Tariq Ramadhan épingle l’Arabie saoudite et l’accuse de jouer, en Egypte, les salafistes contre les Frères musulmans. Petit-fils de Hassan El-Banna – fondateur de la confrérie des Frères musulmans– , l’islamologue suisse d’origine égyptienne pointe du doigt les manœuvres de Ryad dans l’Egypte de l’après-Moubarak. Les salafistes «bénéficient du soutien financier et idéologique» du royaume wahhabite, souligne l’islamologue dans une interview publiée hier par le site Internet de l’hebdomadaire français Le Point. Engagés sous la bannière du parti radical Al-Nour, les salafistes ont remporté 22 % des suffrages au premier tour des législatives égyptiennes. Les Frères musulmans du PLJ s’acheminent vers une victoire au Parlement, la première dans l’histoire de l’Egypte contemporaine. En les finançant, Ryadh «leur donne la possibilité de s’exprimer sur le terrain». Mais quel est l’intérêt géopolitique des wahhabites quand ils jouent une mouvance islamiste contre une autre. Les Saoudiens «pourraient créer la division en Egypte afin de neutraliser la force des Frères musulmans», estime le petit-fils de Hassan El-Banna. «Toute la question est désormais de savoir où vont se positionner les Frères», s’interroge l’intellectuel suisse, auteur d’un récent essai, L’islam et le réveil arabe, publié aux Presses du Châtelet.
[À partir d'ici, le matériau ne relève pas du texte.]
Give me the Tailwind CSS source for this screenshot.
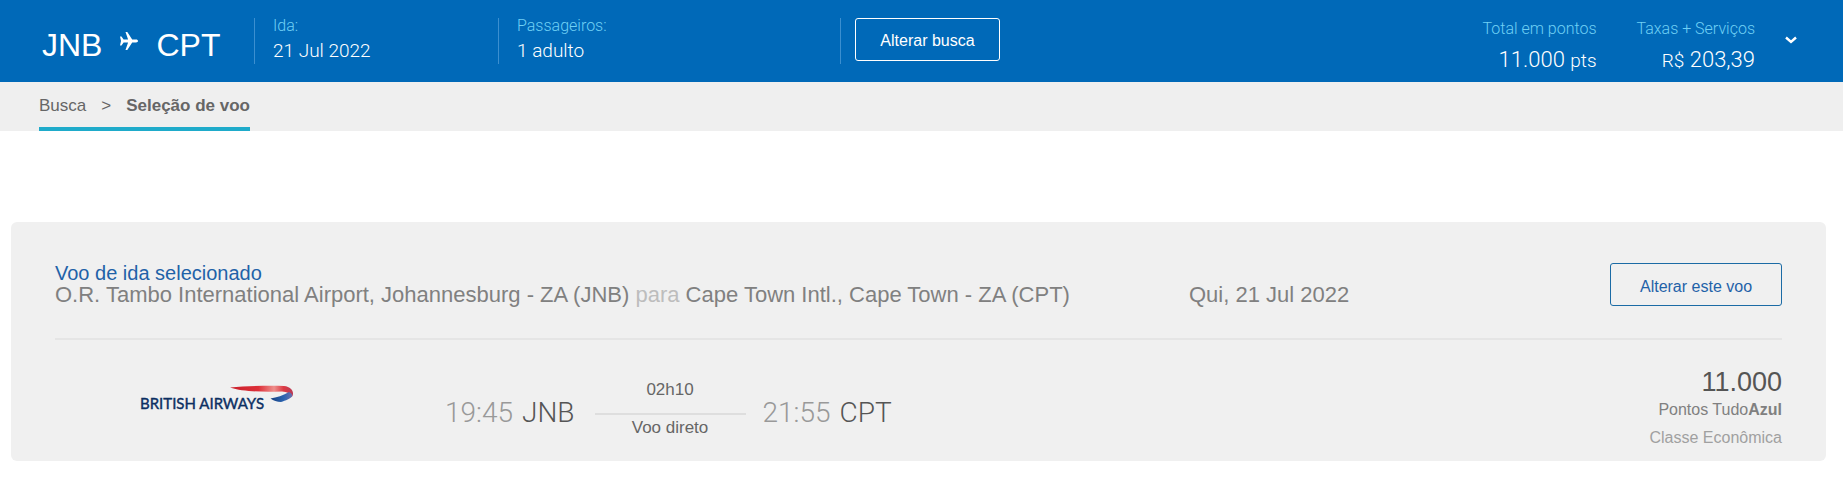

Une vraie fracture entre les salafistes et les Frères musulmans
Autre question soulevée par Tariq Ramadhan au détour de son échange avec Le Point.fr : les Saoudiens «vont-ils faire alliance avec les salafistes, en tant que mouvement islamique ?». Et l’islamologue de s’essayer à une lecture : «Le souci est que l’idéologie salafiste prônée en Arabie saoudite considère que les Frères musulmans sont sortis de l’islam». De surcroît, l’intellectuel suisse d’origine égyptienne parle d’une opposition entre les deux courants. «Contrairement à ce que l’on croit, ce ne sont pas 60% d’islamistes – l’addition des scores des Frères musulmans et des salafistes – qui gagnent aujourd’hui en Egypte. Il y a une vraie fracture entre les deux courants.» En tout état de cause, estime-t-il, une alliance entre les salafistes et les Frères musulmans «serait synonyme de théocratie et donc de fin du processus de réformes de type turc ou tunisien».
Les Frères musulmans tentés par une négociation avec l’armée ?
Interrogé sur la manière dont Washington réagirait au soutien de Ryad en faveur des salafistes égyptiens, Tariq Ramadhan balaie l’hypothèse d’une crainte dans les allées de la Maison-Blanche. «Alliés de l’Arabie saoudite, les Etats-Unis n’ont aucun problème avec le salafisme saoudien – même s’il est très conservateur et va jusqu’à établir des châtiments – dès lors qu’il protège leurs intérêts». Justement. Les Saoudiens ne s’engageraient pas à soutenir les salafistes contre les Américains en Egypte. C’est un sujet beaucoup trop sensible et explosif. Le soutien saoudien aux littéralistes pourrait être au contraire le meilleur moyen d’imposer aux Frères musulmans de n’avoir d’autre solution que de négocier avec l’armée. A l’heure des élections, observe Le Point.fr, l’Egypte de l’après-Moubarak nourrit une contradiction aux yeux des observateurs politiques : d’un côté, Ryad soutient les salafistes ; de l’autre, son allié américain se range du côté de l’armée du général Tantaoui. Tariq Ramadhan n’y voit pas une contradiction. «Les Saoudiens ne s’engageraient pas à soutenir les salafistes contre les Américains en Egypte. C’est un sujet beaucoup trop sensible et explosif. Le soutien saoudien aux littéralistes pourrait être au contraire le meilleur moyen d’imposer aux Frères musulmans de n’avoir d’autre solution que de négocier avec l’armée», argue-t-il.